Kana susamış bir seri katilin peşine düşen dedektif olmanın baskısını hayal edin. Katilin tekrar saldırması ve daha fazla masum canı almasının an meselesi olduğunu biliyorsunuz. Seri katilin hata yapmasını bekliyorsunuz ve en küçük hatada şüpheliyi yakalıyorsunuz. Bu, yıllar boyunca birçok dedektif için bir gerçek oldu çünkü, en hesaplı insanların bile ciddi hatalar yapabildiğine ilk elden tanık oldular.
10 – Dennis “BTK” Rader
Seri katil Dennis “BTK” Rader 1974 ile 1991 yılları arasında aktifti. BTK, Kansas’ın, Sedgwick ilçesinde on kişinin hayatını aldı. BTK, Wichita Polislerine mektup yollayıp suçlarını anlattı ve dalga geçti. Takma adı, Bağla, İşkence Et, Öldür’ün kısaltması olduğu için onun kötülüğüne şüphe yoktu. Dennis Rader, bir gün polisleri arayıp onlara bir disk gönderse takip edilebilir mi, edilemez mi? diye sordu. Polisler takip edilemeyeceğini söylediler. Dennis Rader diski yolladı. Polisler, diski hemen kendisine kadar takip ettiler böylelikle seri katil avı 2005’te son buldu. Sorumlu Polis Lieutenant Ken Landwehr’in açıklaması ise “O diski göndermesi, davayı çözen şeydi. Öldürmeyi bırakmış ve çenesini kapalı tutmuş olsaydı, noktaları asla birleştiremeyebilirdik.”
9 – Ted Bundy

Ted Bundy, yakışıklı görünümü ve karizması sayesinde kadın kurbanlarını ölüme çekmeyi başardı. 1975’te Bundy, sabahın erken saatlerinde aracını Salt Lake City’de sürerken, bir devriye memuru ona kenara çekmesi için işaret etti. Panikleyen Bundy hızla uzaklaştı. Dört farklı eyalette 25 kadını öldürmüş olmasına rağmen, Bundy hiçbir suçtan aranmıyordu. Eğer panik yapmayıp kaçmasaydı Polis ondan şüphelenmezdi bile. Ted Bundy , şüpheleri üzerine çekti ve polis sonunda kendisini durdurdu. Polis, aracın yolcu tarafındaki koltuğun tamamen çıkarıldığını fark etti ve ayrıca bir levye, büyük bir kutu çöp torbası, buz kıracağı, el feneri, bir çift eldiven, yırtık çarşaf, örme kar maskesi, bir çift kelepçe ve külotlu çoraptan yapılmış bir maske buldu. Polis Memuru, gelmiş geçmiş en tehlikeli seri katillerden birini yakalamıştı.
8 – Luis Garavito

Kolombiya doğumlu seri katil Luis Garavito en az 138 kurbanın hayatına mal oldu, ancak gerçek kurban sayısının 400 kadar olabileceğine inanılıyor. Luis Garavito, altı ila on altı yaşları arasındaki erkek kurbanları hedef aldı. Onlara para veya küçük hediyeler karşılığında tuhaf işler vaat ederek güvenlerini kazandı. Genç ve savunmasız çocuklar kandırıldıktan sonra uzun süreli işkenceye maruz bırakıldılar ve sonunda öldürüldüler.

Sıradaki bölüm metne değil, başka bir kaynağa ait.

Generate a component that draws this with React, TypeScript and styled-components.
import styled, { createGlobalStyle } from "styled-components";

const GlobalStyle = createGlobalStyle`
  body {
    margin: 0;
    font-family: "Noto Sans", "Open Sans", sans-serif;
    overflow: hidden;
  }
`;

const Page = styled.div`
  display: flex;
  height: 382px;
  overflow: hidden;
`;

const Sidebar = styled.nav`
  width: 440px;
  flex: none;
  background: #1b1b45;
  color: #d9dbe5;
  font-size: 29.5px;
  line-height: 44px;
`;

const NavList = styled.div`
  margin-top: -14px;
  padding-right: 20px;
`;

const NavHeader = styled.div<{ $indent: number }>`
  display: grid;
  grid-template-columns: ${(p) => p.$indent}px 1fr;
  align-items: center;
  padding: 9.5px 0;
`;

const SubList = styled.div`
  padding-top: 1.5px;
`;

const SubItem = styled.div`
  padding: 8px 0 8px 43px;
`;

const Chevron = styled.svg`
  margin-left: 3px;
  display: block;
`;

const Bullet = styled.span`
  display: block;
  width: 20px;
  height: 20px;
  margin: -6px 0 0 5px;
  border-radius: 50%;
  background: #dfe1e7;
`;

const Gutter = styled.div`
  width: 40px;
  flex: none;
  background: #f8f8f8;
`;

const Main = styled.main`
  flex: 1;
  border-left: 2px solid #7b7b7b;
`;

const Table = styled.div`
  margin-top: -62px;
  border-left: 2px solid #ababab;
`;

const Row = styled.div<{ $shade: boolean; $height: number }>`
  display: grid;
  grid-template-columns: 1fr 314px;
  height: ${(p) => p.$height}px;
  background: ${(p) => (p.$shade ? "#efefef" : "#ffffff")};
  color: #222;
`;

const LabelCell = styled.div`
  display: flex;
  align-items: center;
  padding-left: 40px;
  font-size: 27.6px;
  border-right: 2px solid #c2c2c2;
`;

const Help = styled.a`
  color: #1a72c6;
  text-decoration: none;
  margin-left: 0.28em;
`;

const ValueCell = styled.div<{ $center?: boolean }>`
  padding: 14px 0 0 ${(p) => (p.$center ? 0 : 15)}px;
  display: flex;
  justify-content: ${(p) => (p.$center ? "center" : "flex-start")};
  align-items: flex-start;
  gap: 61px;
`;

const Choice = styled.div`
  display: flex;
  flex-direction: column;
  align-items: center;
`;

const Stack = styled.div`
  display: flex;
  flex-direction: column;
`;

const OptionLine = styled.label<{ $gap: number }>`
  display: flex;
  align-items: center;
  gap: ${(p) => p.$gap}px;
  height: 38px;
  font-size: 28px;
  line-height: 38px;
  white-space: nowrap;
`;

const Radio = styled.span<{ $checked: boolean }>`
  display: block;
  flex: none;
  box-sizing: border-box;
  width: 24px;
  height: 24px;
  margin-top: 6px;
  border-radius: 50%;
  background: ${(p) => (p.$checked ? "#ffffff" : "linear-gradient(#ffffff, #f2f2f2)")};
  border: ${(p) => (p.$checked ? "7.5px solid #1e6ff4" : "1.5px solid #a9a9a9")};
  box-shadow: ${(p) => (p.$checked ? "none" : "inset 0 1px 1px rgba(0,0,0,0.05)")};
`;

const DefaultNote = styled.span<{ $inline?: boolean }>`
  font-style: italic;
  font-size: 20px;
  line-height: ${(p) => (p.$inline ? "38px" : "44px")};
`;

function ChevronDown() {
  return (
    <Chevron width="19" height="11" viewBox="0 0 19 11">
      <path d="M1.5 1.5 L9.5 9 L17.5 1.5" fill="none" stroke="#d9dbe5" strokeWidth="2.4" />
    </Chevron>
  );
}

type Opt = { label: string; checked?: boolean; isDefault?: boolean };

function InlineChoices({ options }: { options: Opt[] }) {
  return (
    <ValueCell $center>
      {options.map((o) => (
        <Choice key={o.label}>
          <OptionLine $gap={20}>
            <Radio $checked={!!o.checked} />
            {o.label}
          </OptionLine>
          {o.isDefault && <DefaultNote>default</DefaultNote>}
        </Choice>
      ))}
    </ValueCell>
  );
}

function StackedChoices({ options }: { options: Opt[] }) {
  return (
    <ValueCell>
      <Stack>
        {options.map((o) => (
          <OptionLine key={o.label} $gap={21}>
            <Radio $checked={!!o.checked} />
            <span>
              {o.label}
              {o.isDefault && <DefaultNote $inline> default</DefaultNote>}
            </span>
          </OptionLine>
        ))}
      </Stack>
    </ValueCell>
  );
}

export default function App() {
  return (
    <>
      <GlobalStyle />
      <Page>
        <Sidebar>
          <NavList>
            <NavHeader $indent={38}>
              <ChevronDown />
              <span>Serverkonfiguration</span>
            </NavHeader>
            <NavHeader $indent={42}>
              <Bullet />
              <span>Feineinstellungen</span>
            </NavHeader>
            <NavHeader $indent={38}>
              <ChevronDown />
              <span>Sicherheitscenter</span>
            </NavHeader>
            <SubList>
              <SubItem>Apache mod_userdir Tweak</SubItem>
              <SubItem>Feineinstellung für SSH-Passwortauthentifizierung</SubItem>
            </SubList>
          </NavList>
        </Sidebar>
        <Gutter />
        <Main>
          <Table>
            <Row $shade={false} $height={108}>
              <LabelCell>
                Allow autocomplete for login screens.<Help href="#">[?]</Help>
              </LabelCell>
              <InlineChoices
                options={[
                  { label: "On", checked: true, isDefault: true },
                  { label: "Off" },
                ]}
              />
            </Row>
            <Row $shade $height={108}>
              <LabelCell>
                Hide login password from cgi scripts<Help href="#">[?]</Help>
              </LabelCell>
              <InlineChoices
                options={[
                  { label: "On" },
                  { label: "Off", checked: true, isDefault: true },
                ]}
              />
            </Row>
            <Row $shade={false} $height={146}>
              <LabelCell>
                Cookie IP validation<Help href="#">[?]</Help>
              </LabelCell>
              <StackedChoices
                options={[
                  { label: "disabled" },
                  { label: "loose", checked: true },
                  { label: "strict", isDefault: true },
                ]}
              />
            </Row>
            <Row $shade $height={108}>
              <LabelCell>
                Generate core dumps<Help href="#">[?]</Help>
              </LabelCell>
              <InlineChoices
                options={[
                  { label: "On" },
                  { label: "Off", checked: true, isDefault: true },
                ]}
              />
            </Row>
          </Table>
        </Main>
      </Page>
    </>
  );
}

1997’de, kayıp çocukların cesetlerini ortaya çıkaran bir toplu mezar alanı keşfedildi ve polisler bir seri katilin peşinde olduklarını anladı. Garavito bu olaydan iki yıl sonra tecavüze teşebbüsten tutuklandı ve baş şüpheli oldu. Bir göz muayenesinin ardından, Garavito’nun nadir göz hastalığının toplu mezar alanına düşen bir çift gözlükle mükemmel bir şekilde eşleştiğini keşfettiler ve böylelikle Kolombiya’nın en çok aranan seri katili yakalandı.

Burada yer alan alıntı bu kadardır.